Task prompt |
Leave out the pictures, then reproduce the rest of the material exactly.
----------------------------------------
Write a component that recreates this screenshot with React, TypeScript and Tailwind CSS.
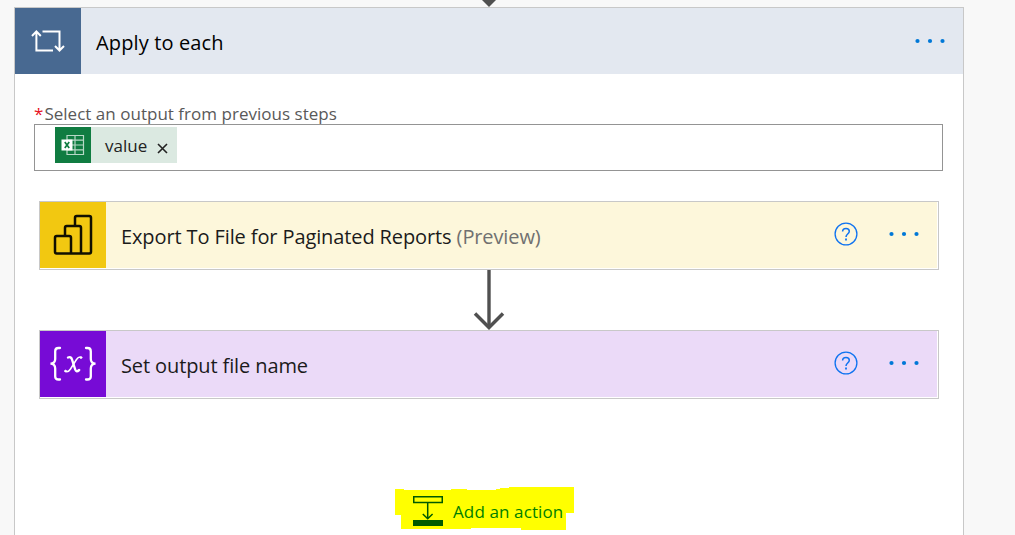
import type { ReactNode } from "react";

function Dots() {
  return (
    <svg width="32" height="6" viewBox="0 0 32 6" fill="#0078d7" aria-hidden="true">
      <circle cx="3.5" cy="3" r="2.1" />
      <circle cx="16" cy="3" r="2.1" />
      <circle cx="28.5" cy="3" r="2.1" />
    </svg>
  );
}

function HelpIcon() {
  return (
    <svg width="24" height="24" viewBox="0 0 24 24" fill="none" stroke="#0f73f0" aria-hidden="true">
      <circle cx="12" cy="12" r="10.9" strokeWidth="1.3" />
      <path d="M8.6 9.6c0-2 1.4-3.2 3.4-3.2s3.3 1.2 3.3 2.9c0 2.7-3.3 2.8-3.3 5.6" strokeWidth="1.5" />
      <path d="M12 16.6v1.8" strokeWidth="1.8" />
    </svg>
  );
}

function LoopIcon() {
  return (
    <svg width="34" height="24" viewBox="0 0 34 24" fill="none" stroke="#fff" strokeWidth="2" aria-hidden="true">
      <path d="M22 21.4H5.4V2.8M1 7l4.4-4.6L9.8 7" />
      <path d="M11.5 2.4h17v18.8M24 17l4.5 4.5L33 17" />
    </svg>
  );
}

function ExcelIcon() {
  return (
    <svg width="24" height="22" viewBox="0 0 24 22" fill="none" aria-hidden="true">
      <path d="M6 1.5h16.5v19H6zM6 6.2h16.5M6 11h16.5M6 15.8h16.5M14 1.5v19" stroke="#b7d8c6" strokeWidth="1.2" />
      <rect x="0.5" y="5.5" width="11" height="11" fill="#fff" />
      <path d="M3.8 8l4.4 6M8.2 8l-4.4 6" stroke="#107c41" strokeWidth="1.7" />
    </svg>
  );
}

function PowerBiIcon() {
  return (
    <svg width="40" height="42" viewBox="0 0 40 42" fill="none" stroke="#111000" strokeWidth="2.5" aria-hidden="true">
      <path d="M22 11.5V3.7Q22 2 23.7 2H36.3Q38 2 38 3.7V37.8Q38 39.5 36.3 39.5H3.7Q2 39.5 2 37.8V23.7Q2 22 3.7 22H16.3Q18 22 18 23.7V39.5" />
      <path d="M12 22V13.7Q12 12 13.7 12H26.3Q28 12 28 13.7V39.5" />
    </svg>
  );
}

function VariableIcon() {
  return (
    <svg width="48" height="36" viewBox="0 0 48 36" fill="none" stroke="#fff" strokeLinecap="round" aria-hidden="true">
      <path d="M11 2H9.5Q6.2 2 6.2 5.2V13Q6.2 17.4 1.5 17.7Q6.2 18 6.2 22.5V30.5Q6.2 33.5 9.5 33.5H11" strokeWidth="2.3" />
      <path d="M37 2h1.5Q41.8 2 41.8 5.2V13Q41.8 17.4 46.5 17.7Q41.8 18 41.8 22.5V30.5Q41.8 33.5 38.5 33.5H37" strokeWidth="2.3" />
      <path d="M19 11.5Q22 10.2 23 13.5L26.2 23.5Q27.2 26.7 30.2 24" strokeWidth="2.4" />
      <path d="M32.5 11.3Q29.7 10.1 27.5 13.5L21.5 23Q19 27 16 25.2" strokeWidth="1.5" />
      <circle cx="32" cy="11.7" r=".8" fill="#fff" />
      <circle cx="16.5" cy="25" r=".8" fill="#fff" />
    </svg>
  );
}

function AddActionIcon() {
  return (
    <svg width="30" height="30" viewBox="0 0 30 30" fill="none" stroke="#005a00" aria-hidden="true">
      <rect x="0.75" y="0.75" width="28.5" height="5.75" strokeWidth="1.5" />
      <path d="M14.7 7v15.500M9.800 18l4.900 4.700 4.900-4.700" strokeWidth="1.500" />
      <path d="M0 27h30" strokeWidth="6" />
    </svg>
  );
}

function ActionCard({ icon, iconClass, bodyClass, children }: {
  icon: ReactNode;
  iconClass: string;
  bodyClass: string;
  children: ReactNode;
}) {
  return (
    <section className="flex h-[69px] w-[900px] border border-[#c8c8c8] bg-white pr-px pb-px">
      <div className={`flex w-[66px] shrink-0 items-center justify-center ${iconClass}`}>{icon}</div>
      <div className={`flex grow items-center pr-[17px] pb-0.5 pl-[15px] ${bodyClass}`}>
        <h2 className="grow pt-[5px] text-[20px] leading-7 tracking-[-0.11px] whitespace-nowrap text-[#1b1b1b]">{children}</h2>
        <HelpIcon />
        <span className="ml-[30px]"><Dots /></span>
      </div>
    </section>
  );
}

export default function App() {
  return (
    <main className="flex h-[535px] w-[1015px] flex-col overflow-hidden bg-[#f8f8f8] pl-[14px] font-['Open_Sans',sans-serif]">
      <div className="flex h-[7px] w-[950px] shrink-0 justify-center">
        <svg width="16" height="7" viewBox="0 0 16 7" aria-hidden="true"><path d="M1 0h14L8 7z" fill="#505050" /></svg>
      </div>
      <div className="flex h-[560px] w-[950px] shrink-0 flex-col border border-[#c8c8c8] bg-white">
        <header className="flex h-[66px] shrink-0 bg-[#e3e8f0]">
          <div className="flex w-[66px] items-center justify-center bg-[#486991]"><LoopIcon /></div>
          <div className="flex grow items-center justify-between pr-[17px] pl-[15px]">
            <h1 className="pt-[3px] text-[20px] leading-7 tracking-[0.14px] text-black">Apply to each</h1>
            <Dots />
          </div>
        </header>
        <div className="flex flex-col pt-[29px] pl-[19px]">
          <label className="flex h-[21px] gap-px text-[17px] leading-[22px] whitespace-nowrap text-[#595959]">
            <span className="text-[#e81123]">*</span>
            <span className="tracking-[0.02px]">Select an output from previous steps</span>
          </label>
          <div className="flex h-[47px] w-[909px] border border-[#949494] bg-white pt-[2px] pl-[20px]">
            <div className="flex h-9 w-[122px] bg-[#dbe9e1]">
              <span className="flex w-9 items-center justify-center bg-[#107c41]"><ExcelIcon /></span>
              <span className="ml-[14px] text-[17px] leading-[37px] text-[#222]">value</span>
              <svg className="mt-[16px] ml-[10px]" width="11" height="11" viewBox="0 0 11 11" stroke="#222" strokeWidth="1.6" aria-hidden="true">
                <path d="M1 1l9 9M10 1l-9 9" />
              </svg>
            </div>
          </div>
          <div className="mt-[30px] ml-[5px] flex w-[900px] flex-col items-center">
            <ActionCard icon={<PowerBiIcon />} iconClass="bg-[#f2c811]" bodyClass="bg-[#fdf7db]">
              Export To File for Paginated Reports <span className="text-[#707070]">(Preview)</span>
            </ActionCard>
            <svg width="32" height="60" viewBox="0 0 32 60" fill="none" stroke="#505050" aria-hidden="true">
              <path d="M16 0v57" strokeWidth="3.4" />
              <path d="M2 43.5l14 14 14-14" strokeWidth="3.5" />
            </svg>
            <ActionCard icon={<VariableIcon />} iconClass="bg-[#770bd6]" bodyClass="bg-[#ebdaf8]">Set output file name</ActionCard>
          </div>
          <div className="mt-[88px] ml-[361px] h-[43px] w-[179px] bg-[#ffff00] [clip-path:polygon(0_2px,9px_2px,9px_3px,56px_3px,56px_2px,72px_2px,72px_3px,101px_3px,101px_2px,105px_2px,105px_1px,114px_1px,114px_0,179px_0,179px_26px,171px_26px,171px_44px,153px_44px,153px_43px,126px_43px,126px_41px,76px_41px,76px_42px,6px_42px,6px_28px,0_28px)]">
            <button className="flex pt-[9px] pl-[18px] text-[#008000]">
              <AddActionIcon />
              <span className="ml-[10px] text-[17px] leading-[31px] tracking-[0.12px] whitespace-nowrap">Add an action</span>
            </button>
          </div>
        </div>
      </div>
    </main>
  );
}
----------------------------------------
Result for this task |
Write a component that recreates this screenshot with React, TypeScript and Tailwind CSS.
import type { ReactNode } from "react";

function Dots() {
  return (
    <svg width="32" height="6" viewBox="0 0 32 6" fill="#0078d7" aria-hidden="true">
      <circle cx="3.5" cy="3" r="2.1" />
      <circle cx="16" cy="3" r="2.1" />
      <circle cx="28.5" cy="3" r="2.1" />
    </svg>
  );
}

function HelpIcon() {
  return (
    <svg width="24" height="24" viewBox="0 0 24 24" fill="none" stroke="#0f73f0" aria-hidden="true">
      <circle cx="12" cy="12" r="10.9" strokeWidth="1.3" />
      <path d="M8.6 9.6c0-2 1.4-3.2 3.4-3.2s3.3 1.2 3.3 2.9c0 2.7-3.3 2.8-3.3 5.6" strokeWidth="1.5" />
      <path d="M12 16.6v1.8" strokeWidth="1.8" />
    </svg>
  );
}

function LoopIcon() {
  return (
    <svg width="34" height="24" viewBox="0 0 34 24" fill="none" stroke="#fff" strokeWidth="2" aria-hidden="true">
      <path d="M22 21.4H5.4V2.8M1 7l4.4-4.6L9.8 7" />
      <path d="M11.5 2.4h17v18.8M24 17l4.5 4.5L33 17" />
    </svg>
  );
}

function ExcelIcon() {
  return (
    <svg width="24" height="22" viewBox="0 0 24 22" fill="none" aria-hidden="true">
      <path d="M6 1.5h16.5v19H6zM6 6.2h16.5M6 11h16.5M6 15.8h16.5M14 1.5v19" stroke="#b7d8c6" strokeWidth="1.2" />
      <rect x="0.5" y="5.5" width="11" height="11" fill="#fff" />
      <path d="M3.8 8l4.4 6M8.2 8l-4.4 6" stroke="#107c41" strokeWidth="1.7" />
    </svg>
  );
}

function PowerBiIcon() {
  return (
    <svg width="40" height="42" viewBox="0 0 40 42" fill="none" stroke="#111000" strokeWidth="2.5" aria-hidden="true">
      <path d="M22 11.5V3.7Q22 2 23.7 2H36.3Q38 2 38 3.7V37.8Q38 39.5 36.3 39.5H3.7Q2 39.5 2 37.8V23.7Q2 22 3.7 22H16.3Q18 22 18 23.7V39.5" />
      <path d="M12 22V13.7Q12 12 13.7 12H26.3Q28 12 28 13.7V39.5" />
    </svg>
  );
}

function VariableIcon() {
  return (
    <svg width="48" height="36" viewBox="0 0 48 36" fill="none" stroke="#fff" strokeLinecap="round" aria-hidden="true">
      <path d="M11 2H9.5Q6.2 2 6.2 5.2V13Q6.2 17.4 1.5 17.7Q6.2 18 6.2 22.5V30.5Q6.2 33.5 9.5 33.5H11" strokeWidth="2.3" />
      <path d="M37 2h1.5Q41.8 2 41.8 5.2V13Q41.8 17.4 46.5 17.7Q41.8 18 41.8 22.5V30.5Q41.8 33.5 38.5 33.5H37" strokeWidth="2.3" />
      <path d="M19 11.5Q22 10.2 23 13.5L26.2 23.5Q27.2 26.7 30.2 24" strokeWidth="2.4" />
      <path d="M32.5 11.3Q29.7 10.1 27.5 13.5L21.5 23Q19 27 16 25.2" strokeWidth="1.5" />
      <circle cx="32" cy="11.7" r=".8" fill="#fff" />
      <circle cx="16.5" cy="25" r=".8" fill="#fff" />
    </svg>
  );
}

function AddActionIcon() {
  return (
    <svg width="30" height="30" viewBox="0 0 30 30" fill="none" stroke="#005a00" aria-hidden="true">
      <rect x="0.75" y="0.75" width="28.5" height="5.75" strokeWidth="1.5" />
      <path d="M14.7 7v15.500M9.800 18l4.900 4.700 4.900-4.700" strokeWidth="1.500" />
      <path d="M0 27h30" strokeWidth="6" />
    </svg>
  );
}

function ActionCard({ icon, iconClass, bodyClass, children }: {
  icon: ReactNode;
  iconClass: string;
  bodyClass: string;
  children: ReactNode;
}) {
  return (
    <section className="flex h-[69px] w-[900px] border border-[#c8c8c8] bg-white pr-px pb-px">
      <div className={`flex w-[66px] shrink-0 items-center justify-center ${iconClass}`}>{icon}</div>
      <div className={`flex grow items-center pr-[17px] pb-0.5 pl-[15px] ${bodyClass}`}>
        <h2 className="grow pt-[5px] text-[20px] leading-7 tracking-[-0.11px] whitespace-nowrap text-[#1b1b1b]">{children}</h2>
        <HelpIcon />
        <span className="ml-[30px]"><Dots /></span>
      </div>
    </section>
  );
}

export default function App() {
  return (
    <main className="flex h-[535px] w-[1015px] flex-col overflow-hidden bg-[#f8f8f8] pl-[14px] font-['Open_Sans',sans-serif]">
      <div className="flex h-[7px] w-[950px] shrink-0 justify-center">
        <svg width="16" height="7" viewBox="0 0 16 7" aria-hidden="true"><path d="M1 0h14L8 7z" fill="#505050" /></svg>
      </div>
      <div className="flex h-[560px] w-[950px] shrink-0 flex-col border border-[#c8c8c8] bg-white">
        <header className="flex h-[66px] shrink-0 bg-[#e3e8f0]">
          <div className="flex w-[66px] items-center justify-center bg-[#486991]"><LoopIcon /></div>
          <div className="flex grow items-center justify-between pr-[17px] pl-[15px]">
            <h1 className="pt-[3px] text-[20px] leading-7 tracking-[0.14px] text-black">Apply to each</h1>
            <Dots />
          </div>
        </header>
        <div className="flex flex-col pt-[29px] pl-[19px]">
          <label className="flex h-[21px] gap-px text-[17px] leading-[22px] whitespace-nowrap text-[#595959]">
            <span className="text-[#e81123]">*</span>
            <span className="tracking-[0.02px]">Select an output from previous steps</span>
          </label>
          <div className="flex h-[47px] w-[909px] border border-[#949494] bg-white pt-[2px] pl-[20px]">
            <div className="flex h-9 w-[122px] bg-[#dbe9e1]">
              <span className="flex w-9 items-center justify-center bg-[#107c41]"><ExcelIcon /></span>
              <span className="ml-[14px] text-[17px] leading-[37px] text-[#222]">value</span>
              <svg className="mt-[16px] ml-[10px]" width="11" height="11" viewBox="0 0 11 11" stroke="#222" strokeWidth="1.6" aria-hidden="true">
                <path d="M1 1l9 9M10 1l-9 9" />
              </svg>
            </div>
          </div>
          <div className="mt-[30px] ml-[5px] flex w-[900px] flex-col items-center">
            <ActionCard icon={<PowerBiIcon />} iconClass="bg-[#f2c811]" bodyClass="bg-[#fdf7db]">
              Export To File for Paginated Reports <span className="text-[#707070]">(Preview)</span>
            </ActionCard>
            <svg width="32" height="60" viewBox="0 0 32 60" fill="none" stroke="#505050" aria-hidden="true">
              <path d="M16 0v57" strokeWidth="3.4" />
              <path d="M2 43.5l14 14 14-14" strokeWidth="3.5" />
            </svg>
            <ActionCard icon={<VariableIcon />} iconClass="bg-[#770bd6]" bodyClass="bg-[#ebdaf8]">Set output file name</ActionCard>
          </div>
          <div className="mt-[88px] ml-[361px] h-[43px] w-[179px] bg-[#ffff00] [clip-path:polygon(0_2px,9px_2px,9px_3px,56px_3px,56px_2px,72px_2px,72px_3px,101px_3px,101px_2px,105px_2px,105px_1px,114px_1px,114px_0,179px_0,179px_26px,171px_26px,171px_44px,153px_44px,153px_43px,126px_43px,126px_41px,76px_41px,76px_42px,6px_42px,6px_28px,0_28px)]">
            <button className="flex pt-[9px] pl-[18px] text-[#008000]">
              <AddActionIcon />
              <span className="ml-[10px] text-[17px] leading-[31px] tracking-[0.12px] whitespace-nowrap">Add an action</span>
            </button>
          </div>
        </div>
      </div>
    </main>
  );
}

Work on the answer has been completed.